[Set task]: Find and return each line containing "this".

[Input records]:

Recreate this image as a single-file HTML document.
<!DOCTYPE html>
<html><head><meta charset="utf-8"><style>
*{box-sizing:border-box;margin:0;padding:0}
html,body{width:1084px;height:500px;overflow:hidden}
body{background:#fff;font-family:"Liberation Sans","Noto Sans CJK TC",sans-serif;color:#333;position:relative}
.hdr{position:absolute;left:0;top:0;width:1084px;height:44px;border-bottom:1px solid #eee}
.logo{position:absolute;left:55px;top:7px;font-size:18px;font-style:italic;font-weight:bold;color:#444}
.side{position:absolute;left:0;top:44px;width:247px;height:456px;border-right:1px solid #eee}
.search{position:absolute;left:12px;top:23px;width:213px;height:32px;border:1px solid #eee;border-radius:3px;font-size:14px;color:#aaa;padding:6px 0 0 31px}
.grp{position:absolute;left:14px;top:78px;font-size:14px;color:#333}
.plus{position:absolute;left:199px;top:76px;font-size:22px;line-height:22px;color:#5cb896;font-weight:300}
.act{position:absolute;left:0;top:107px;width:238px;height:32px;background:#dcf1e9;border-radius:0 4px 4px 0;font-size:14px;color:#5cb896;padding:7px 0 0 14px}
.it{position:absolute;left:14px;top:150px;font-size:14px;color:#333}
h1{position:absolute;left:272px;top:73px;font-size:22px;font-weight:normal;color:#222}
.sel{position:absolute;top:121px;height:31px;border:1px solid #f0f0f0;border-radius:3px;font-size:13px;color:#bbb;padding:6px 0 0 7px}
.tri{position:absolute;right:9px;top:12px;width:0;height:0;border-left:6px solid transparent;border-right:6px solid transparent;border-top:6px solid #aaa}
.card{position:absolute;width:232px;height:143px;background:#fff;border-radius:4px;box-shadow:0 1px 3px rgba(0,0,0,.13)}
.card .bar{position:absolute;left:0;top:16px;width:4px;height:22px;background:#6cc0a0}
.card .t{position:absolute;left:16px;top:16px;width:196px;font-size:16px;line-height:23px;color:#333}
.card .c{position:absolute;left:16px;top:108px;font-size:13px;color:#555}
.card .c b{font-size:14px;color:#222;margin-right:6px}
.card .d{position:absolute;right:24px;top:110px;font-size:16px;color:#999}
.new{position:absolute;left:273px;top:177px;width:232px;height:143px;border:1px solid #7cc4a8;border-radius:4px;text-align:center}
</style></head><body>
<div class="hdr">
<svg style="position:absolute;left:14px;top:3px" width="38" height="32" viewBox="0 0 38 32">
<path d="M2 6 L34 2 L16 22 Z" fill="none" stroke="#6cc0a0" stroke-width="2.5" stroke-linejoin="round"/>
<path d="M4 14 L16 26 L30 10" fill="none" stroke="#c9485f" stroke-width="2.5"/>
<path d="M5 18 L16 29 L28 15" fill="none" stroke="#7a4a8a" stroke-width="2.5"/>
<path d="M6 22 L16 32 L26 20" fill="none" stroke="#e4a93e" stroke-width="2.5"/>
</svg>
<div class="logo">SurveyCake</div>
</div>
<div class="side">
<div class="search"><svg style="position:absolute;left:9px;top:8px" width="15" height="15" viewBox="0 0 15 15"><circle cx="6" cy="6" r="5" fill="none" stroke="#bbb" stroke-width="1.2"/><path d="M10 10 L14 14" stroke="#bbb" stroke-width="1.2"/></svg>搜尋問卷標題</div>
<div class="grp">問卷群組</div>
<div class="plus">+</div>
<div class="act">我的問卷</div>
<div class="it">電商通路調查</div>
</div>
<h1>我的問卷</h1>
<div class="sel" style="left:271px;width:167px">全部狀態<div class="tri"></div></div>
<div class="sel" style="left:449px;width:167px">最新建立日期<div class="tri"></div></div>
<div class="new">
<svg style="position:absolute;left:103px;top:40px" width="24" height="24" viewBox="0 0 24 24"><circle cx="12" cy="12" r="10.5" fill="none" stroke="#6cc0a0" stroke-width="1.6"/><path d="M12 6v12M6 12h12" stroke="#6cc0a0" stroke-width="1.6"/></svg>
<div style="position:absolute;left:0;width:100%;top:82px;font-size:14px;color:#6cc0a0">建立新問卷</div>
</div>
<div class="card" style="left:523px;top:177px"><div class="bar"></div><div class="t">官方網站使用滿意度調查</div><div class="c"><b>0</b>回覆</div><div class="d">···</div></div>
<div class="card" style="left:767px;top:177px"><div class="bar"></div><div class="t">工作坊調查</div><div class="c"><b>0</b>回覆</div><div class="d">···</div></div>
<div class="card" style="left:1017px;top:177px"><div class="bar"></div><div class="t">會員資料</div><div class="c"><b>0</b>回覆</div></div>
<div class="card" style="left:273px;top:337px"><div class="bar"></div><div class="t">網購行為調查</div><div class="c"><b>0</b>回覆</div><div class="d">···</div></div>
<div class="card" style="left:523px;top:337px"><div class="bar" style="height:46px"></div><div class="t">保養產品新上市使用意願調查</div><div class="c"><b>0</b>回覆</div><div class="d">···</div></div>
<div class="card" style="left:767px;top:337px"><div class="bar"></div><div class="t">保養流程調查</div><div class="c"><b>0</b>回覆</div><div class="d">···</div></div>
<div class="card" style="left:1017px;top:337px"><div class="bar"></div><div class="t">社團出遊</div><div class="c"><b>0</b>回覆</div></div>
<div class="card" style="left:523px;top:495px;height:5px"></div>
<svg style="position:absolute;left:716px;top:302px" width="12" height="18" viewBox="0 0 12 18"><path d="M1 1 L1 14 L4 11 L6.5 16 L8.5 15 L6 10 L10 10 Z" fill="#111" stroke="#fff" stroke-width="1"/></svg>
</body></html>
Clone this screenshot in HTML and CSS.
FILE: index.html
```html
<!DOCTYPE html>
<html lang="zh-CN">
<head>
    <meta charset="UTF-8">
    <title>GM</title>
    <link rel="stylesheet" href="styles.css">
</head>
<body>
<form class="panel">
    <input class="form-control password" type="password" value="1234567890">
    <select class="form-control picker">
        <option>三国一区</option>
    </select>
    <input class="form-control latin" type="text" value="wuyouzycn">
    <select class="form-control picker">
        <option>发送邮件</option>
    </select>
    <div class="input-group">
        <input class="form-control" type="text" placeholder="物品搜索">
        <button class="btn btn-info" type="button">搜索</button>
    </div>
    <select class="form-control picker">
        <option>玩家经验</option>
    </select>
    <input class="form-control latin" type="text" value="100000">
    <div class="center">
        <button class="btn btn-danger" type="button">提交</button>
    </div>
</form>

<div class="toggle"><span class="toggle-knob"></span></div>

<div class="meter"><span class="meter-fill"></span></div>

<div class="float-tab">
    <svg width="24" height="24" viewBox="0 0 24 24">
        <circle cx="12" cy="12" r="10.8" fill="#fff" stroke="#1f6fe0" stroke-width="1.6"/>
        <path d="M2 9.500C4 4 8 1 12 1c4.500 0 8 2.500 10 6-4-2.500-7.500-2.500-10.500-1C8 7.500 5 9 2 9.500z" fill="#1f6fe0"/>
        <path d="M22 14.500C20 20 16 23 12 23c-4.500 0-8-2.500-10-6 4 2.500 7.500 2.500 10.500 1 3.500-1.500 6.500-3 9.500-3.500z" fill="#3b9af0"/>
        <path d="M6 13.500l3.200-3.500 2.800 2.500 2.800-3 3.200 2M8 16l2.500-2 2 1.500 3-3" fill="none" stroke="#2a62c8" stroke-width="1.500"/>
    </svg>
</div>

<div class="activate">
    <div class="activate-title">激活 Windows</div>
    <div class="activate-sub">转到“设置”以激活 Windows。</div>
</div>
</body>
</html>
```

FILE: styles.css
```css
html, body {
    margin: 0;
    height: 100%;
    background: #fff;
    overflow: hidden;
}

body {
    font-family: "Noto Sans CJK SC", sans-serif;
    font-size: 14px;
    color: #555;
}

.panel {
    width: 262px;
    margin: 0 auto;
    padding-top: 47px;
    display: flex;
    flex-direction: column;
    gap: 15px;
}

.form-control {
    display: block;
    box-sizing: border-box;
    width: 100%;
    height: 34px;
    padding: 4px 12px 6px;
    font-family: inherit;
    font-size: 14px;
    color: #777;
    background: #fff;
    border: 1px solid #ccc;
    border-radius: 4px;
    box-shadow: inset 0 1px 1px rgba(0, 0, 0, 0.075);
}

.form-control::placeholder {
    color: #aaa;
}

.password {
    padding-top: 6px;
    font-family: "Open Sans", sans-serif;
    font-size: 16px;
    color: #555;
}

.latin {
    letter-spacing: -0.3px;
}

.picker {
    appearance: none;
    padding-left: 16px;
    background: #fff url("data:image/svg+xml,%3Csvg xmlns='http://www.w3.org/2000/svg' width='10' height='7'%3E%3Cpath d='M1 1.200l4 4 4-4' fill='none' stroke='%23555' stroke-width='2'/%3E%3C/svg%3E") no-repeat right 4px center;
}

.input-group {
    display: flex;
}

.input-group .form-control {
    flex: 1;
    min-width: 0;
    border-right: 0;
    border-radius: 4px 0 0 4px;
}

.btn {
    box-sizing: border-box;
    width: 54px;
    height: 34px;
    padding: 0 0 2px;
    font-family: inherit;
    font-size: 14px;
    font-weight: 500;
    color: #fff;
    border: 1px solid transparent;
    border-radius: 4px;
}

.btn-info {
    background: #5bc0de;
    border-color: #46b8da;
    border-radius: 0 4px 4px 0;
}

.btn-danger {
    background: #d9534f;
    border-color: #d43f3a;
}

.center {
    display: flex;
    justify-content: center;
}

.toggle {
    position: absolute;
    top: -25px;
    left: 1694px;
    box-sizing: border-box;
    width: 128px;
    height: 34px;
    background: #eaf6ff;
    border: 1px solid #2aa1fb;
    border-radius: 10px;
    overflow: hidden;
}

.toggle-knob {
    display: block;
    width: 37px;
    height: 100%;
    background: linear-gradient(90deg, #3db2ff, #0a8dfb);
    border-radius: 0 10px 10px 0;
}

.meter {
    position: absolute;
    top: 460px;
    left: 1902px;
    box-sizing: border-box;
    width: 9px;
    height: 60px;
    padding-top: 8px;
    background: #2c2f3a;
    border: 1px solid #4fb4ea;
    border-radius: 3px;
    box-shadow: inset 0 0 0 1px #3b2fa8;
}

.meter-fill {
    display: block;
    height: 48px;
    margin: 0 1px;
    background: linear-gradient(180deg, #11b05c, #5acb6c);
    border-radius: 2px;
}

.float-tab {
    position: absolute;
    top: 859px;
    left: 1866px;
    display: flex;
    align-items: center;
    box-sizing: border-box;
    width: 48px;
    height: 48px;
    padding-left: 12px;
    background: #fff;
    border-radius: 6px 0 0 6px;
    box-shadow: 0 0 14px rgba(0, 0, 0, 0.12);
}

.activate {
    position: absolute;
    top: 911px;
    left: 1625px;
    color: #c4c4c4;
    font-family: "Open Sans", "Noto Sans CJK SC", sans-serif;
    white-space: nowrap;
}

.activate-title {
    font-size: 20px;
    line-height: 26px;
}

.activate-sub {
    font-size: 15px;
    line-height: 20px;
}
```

[Correct response]:
Recreate this image as a single-file HTML document.
Clone this screenshot in HTML and CSS.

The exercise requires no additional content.